What the exercise asks:
Keep only the lines where "that" appears.

Dataset items:
________________________

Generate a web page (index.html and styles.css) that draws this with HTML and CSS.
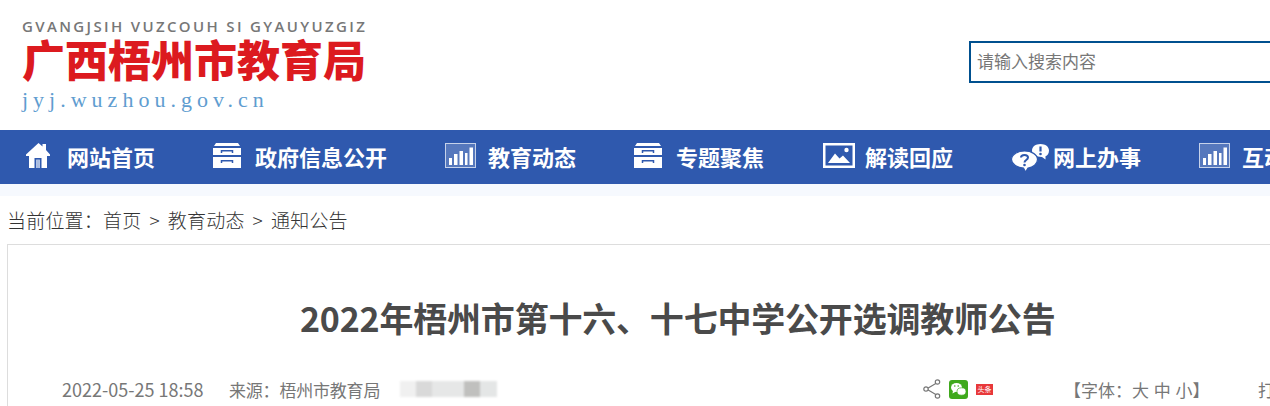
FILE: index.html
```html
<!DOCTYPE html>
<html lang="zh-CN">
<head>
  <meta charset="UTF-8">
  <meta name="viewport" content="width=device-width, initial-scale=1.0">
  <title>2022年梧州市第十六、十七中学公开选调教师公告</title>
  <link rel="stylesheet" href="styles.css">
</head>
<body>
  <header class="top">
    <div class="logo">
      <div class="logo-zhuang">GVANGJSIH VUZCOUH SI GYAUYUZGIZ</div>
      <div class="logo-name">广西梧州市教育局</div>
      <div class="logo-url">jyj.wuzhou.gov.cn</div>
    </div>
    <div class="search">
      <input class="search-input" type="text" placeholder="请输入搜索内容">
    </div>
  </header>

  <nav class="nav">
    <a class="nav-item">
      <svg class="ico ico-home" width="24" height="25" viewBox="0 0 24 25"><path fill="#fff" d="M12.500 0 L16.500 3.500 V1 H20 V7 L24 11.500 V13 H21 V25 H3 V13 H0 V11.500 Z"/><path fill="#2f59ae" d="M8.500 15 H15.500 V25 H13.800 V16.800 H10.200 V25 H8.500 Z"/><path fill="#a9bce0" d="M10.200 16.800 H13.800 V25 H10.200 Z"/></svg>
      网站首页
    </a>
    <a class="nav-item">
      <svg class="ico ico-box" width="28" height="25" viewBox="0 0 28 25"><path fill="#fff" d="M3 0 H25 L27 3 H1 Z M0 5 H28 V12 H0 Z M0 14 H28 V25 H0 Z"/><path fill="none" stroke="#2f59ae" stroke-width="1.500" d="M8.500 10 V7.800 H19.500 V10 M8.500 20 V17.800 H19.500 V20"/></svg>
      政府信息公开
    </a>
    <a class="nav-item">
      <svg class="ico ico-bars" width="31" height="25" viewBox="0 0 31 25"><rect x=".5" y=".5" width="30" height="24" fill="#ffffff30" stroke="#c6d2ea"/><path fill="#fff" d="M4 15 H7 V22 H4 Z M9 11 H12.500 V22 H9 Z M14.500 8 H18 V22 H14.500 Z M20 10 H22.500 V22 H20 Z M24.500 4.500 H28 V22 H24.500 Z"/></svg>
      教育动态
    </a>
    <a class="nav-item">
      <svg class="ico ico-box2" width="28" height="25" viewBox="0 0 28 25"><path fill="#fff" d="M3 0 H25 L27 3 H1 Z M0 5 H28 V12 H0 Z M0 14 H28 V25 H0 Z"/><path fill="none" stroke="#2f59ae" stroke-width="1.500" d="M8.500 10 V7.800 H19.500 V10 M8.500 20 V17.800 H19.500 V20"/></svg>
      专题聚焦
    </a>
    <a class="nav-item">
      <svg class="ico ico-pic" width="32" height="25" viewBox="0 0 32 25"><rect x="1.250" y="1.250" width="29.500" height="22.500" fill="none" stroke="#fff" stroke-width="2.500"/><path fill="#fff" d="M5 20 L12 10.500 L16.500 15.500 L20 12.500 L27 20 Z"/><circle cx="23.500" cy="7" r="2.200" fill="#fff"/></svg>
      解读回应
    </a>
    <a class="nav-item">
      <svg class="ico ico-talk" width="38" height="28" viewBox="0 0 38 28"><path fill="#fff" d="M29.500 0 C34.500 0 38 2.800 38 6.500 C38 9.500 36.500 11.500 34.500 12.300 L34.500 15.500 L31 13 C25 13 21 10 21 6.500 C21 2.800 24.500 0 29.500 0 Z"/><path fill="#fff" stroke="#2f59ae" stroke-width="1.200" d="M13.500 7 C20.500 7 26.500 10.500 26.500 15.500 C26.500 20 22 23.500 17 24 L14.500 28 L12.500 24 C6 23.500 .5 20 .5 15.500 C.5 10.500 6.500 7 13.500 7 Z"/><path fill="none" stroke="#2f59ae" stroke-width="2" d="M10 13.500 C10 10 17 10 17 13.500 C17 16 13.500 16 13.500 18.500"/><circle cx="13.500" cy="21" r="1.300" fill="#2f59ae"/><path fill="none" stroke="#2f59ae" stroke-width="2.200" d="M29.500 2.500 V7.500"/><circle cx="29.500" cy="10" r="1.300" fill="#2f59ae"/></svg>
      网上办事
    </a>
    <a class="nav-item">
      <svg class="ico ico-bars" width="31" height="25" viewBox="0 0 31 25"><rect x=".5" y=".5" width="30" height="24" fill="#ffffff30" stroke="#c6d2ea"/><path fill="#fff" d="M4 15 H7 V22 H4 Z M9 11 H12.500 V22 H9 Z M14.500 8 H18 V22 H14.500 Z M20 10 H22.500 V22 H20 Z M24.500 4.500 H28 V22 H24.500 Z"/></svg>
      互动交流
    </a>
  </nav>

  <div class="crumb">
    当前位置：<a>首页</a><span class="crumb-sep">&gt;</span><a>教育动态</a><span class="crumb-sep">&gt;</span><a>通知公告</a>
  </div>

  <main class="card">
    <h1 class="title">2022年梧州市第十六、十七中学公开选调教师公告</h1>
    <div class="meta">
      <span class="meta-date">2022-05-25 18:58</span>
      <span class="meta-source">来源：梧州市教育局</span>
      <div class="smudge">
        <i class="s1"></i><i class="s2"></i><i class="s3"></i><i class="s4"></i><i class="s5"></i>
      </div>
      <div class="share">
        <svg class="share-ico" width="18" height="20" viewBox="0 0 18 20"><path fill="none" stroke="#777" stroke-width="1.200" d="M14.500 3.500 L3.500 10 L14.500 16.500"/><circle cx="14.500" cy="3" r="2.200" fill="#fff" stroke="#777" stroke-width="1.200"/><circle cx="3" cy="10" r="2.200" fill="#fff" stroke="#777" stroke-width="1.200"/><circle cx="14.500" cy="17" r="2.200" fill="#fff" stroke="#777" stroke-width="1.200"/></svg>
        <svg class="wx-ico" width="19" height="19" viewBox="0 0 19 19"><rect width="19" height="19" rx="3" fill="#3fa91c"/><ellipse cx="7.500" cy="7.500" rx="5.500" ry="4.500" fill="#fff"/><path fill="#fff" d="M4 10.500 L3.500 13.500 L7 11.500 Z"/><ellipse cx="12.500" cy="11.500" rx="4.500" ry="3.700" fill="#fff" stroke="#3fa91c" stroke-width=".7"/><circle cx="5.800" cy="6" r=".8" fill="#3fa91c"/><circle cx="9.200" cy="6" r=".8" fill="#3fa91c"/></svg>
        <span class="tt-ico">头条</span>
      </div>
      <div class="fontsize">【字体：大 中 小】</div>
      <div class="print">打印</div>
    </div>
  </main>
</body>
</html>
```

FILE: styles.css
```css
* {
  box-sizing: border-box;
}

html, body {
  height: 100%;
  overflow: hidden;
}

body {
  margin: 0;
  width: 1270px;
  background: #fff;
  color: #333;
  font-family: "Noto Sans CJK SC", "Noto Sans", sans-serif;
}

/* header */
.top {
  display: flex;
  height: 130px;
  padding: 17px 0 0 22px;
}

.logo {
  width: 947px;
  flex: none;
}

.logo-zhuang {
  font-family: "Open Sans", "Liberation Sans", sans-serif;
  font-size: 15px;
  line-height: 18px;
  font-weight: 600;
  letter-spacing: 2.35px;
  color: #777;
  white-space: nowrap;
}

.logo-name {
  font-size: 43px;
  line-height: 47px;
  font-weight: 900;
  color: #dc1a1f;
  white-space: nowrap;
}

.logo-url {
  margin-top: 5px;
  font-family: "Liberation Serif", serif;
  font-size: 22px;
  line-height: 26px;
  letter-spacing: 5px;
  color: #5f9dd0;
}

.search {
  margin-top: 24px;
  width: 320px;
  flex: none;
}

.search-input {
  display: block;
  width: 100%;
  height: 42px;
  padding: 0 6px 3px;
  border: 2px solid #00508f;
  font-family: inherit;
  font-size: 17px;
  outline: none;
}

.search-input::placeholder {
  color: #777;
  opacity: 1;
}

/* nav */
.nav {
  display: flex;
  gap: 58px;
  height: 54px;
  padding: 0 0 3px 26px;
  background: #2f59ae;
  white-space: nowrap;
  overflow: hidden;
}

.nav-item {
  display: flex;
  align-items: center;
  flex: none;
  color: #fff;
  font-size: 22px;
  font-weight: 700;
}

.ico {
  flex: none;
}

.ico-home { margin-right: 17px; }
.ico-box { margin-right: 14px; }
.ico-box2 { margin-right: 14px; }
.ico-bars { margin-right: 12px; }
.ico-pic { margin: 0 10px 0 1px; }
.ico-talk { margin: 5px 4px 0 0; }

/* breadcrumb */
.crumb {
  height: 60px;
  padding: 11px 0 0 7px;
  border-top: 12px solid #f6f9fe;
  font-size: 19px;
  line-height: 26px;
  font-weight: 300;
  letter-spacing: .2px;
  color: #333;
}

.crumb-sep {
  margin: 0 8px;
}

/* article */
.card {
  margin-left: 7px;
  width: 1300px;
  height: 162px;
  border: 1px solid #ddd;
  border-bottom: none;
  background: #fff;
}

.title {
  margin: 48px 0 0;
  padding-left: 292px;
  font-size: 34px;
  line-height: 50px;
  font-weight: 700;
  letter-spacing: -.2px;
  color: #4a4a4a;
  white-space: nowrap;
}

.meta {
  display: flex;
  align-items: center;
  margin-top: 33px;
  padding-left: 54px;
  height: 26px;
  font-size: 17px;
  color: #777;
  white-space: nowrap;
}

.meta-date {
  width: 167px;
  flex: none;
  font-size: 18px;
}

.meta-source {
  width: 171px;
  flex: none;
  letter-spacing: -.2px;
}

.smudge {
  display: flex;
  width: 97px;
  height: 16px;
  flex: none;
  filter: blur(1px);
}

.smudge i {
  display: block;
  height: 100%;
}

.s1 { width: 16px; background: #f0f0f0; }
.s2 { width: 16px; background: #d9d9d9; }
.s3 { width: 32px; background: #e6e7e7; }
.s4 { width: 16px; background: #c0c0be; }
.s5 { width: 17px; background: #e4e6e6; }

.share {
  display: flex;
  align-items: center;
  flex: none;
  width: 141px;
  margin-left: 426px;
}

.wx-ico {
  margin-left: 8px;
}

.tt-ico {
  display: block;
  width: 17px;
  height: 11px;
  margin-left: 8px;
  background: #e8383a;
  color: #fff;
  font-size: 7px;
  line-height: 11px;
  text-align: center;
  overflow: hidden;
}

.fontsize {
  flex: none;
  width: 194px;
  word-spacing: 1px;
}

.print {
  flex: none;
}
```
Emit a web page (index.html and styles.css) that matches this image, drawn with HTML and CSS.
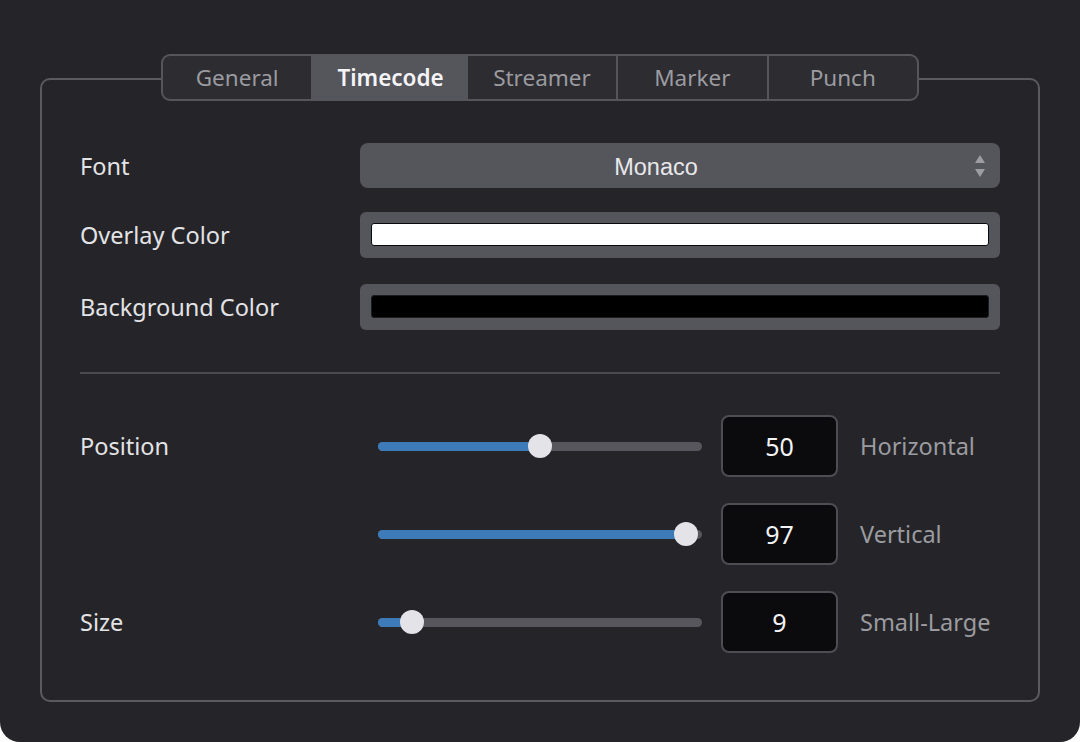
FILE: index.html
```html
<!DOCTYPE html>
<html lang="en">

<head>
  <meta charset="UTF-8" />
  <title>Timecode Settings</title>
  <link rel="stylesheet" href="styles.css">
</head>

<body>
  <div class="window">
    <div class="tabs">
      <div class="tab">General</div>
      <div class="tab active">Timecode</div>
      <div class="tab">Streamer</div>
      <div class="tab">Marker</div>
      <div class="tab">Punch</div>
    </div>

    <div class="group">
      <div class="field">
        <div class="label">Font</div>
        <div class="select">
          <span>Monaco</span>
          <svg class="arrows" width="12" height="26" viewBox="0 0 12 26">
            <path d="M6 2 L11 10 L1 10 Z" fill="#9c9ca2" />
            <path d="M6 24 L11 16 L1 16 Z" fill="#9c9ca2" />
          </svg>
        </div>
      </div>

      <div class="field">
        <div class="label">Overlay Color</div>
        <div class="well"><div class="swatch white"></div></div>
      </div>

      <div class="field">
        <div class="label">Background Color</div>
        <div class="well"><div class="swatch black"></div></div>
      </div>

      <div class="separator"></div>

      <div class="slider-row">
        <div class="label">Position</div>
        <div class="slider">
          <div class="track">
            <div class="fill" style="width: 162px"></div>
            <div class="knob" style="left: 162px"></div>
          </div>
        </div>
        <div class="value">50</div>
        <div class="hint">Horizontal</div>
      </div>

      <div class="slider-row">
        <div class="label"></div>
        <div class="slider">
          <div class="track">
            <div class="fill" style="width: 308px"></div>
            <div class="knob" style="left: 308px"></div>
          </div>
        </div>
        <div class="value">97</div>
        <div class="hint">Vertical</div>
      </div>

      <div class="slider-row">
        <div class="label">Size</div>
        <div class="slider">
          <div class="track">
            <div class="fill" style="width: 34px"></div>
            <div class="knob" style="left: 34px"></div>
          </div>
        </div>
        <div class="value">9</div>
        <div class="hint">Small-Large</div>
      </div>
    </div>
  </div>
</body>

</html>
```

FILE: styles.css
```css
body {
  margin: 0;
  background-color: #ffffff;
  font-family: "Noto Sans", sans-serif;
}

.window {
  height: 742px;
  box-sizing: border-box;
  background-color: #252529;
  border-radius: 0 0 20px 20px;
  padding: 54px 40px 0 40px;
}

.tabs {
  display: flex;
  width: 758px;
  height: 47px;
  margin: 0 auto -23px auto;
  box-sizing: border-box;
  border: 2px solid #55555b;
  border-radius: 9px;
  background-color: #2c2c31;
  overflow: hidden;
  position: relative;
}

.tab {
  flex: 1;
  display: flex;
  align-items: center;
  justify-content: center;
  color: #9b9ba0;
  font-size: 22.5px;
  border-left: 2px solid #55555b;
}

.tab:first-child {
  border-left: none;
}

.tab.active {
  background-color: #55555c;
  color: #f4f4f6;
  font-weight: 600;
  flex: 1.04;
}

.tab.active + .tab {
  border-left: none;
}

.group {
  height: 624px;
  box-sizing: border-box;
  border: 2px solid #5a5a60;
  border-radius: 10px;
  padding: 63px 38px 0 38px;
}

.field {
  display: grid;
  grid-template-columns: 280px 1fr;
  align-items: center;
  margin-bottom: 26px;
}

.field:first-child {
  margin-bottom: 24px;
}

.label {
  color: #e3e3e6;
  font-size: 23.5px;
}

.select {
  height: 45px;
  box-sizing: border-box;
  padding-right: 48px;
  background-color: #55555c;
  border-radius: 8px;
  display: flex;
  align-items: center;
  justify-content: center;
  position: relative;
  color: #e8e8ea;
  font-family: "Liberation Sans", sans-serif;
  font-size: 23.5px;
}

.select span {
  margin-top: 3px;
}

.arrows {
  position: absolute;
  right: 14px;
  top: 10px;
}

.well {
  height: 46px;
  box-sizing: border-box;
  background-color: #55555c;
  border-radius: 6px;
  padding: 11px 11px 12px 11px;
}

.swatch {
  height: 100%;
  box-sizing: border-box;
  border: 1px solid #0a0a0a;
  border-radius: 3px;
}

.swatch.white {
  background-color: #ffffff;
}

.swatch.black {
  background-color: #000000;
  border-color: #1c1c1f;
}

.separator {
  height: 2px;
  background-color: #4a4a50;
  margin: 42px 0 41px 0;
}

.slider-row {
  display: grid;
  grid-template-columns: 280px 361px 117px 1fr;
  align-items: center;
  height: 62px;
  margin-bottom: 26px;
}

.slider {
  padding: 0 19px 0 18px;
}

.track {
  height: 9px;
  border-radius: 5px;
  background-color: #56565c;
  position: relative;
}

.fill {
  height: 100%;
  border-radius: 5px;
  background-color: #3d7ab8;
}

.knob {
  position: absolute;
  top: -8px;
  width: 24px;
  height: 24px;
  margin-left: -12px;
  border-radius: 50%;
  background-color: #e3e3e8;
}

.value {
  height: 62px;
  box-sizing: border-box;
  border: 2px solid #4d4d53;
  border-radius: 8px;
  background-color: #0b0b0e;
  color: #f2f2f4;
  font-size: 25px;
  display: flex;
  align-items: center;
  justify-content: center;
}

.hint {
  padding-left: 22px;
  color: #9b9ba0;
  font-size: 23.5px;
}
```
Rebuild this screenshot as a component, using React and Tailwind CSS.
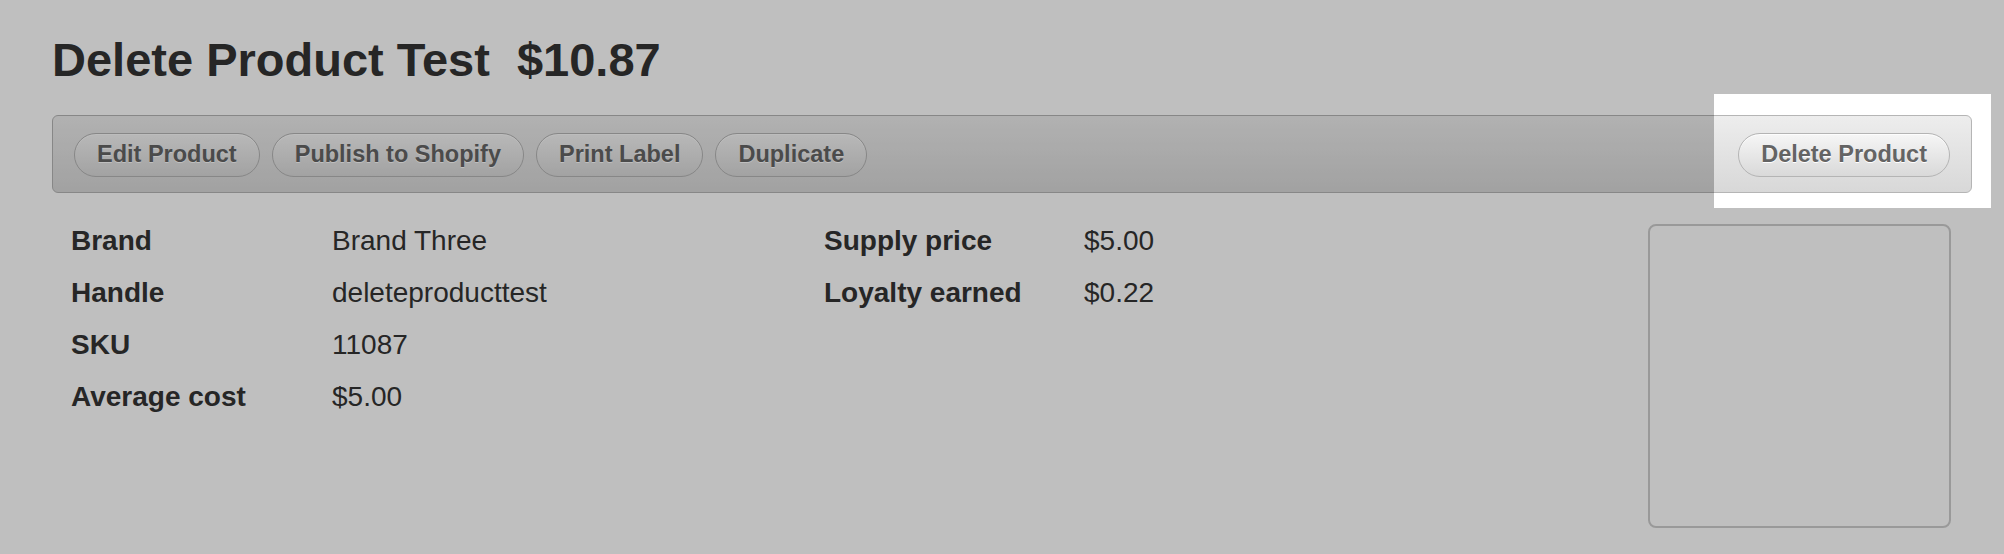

________________________

Task output:
Generate a web page (index.html and styles.css) that draws this with HTML and CSS.
Emit a web page (index.html and styles.css) that matches this image, drawn with HTML and CSS.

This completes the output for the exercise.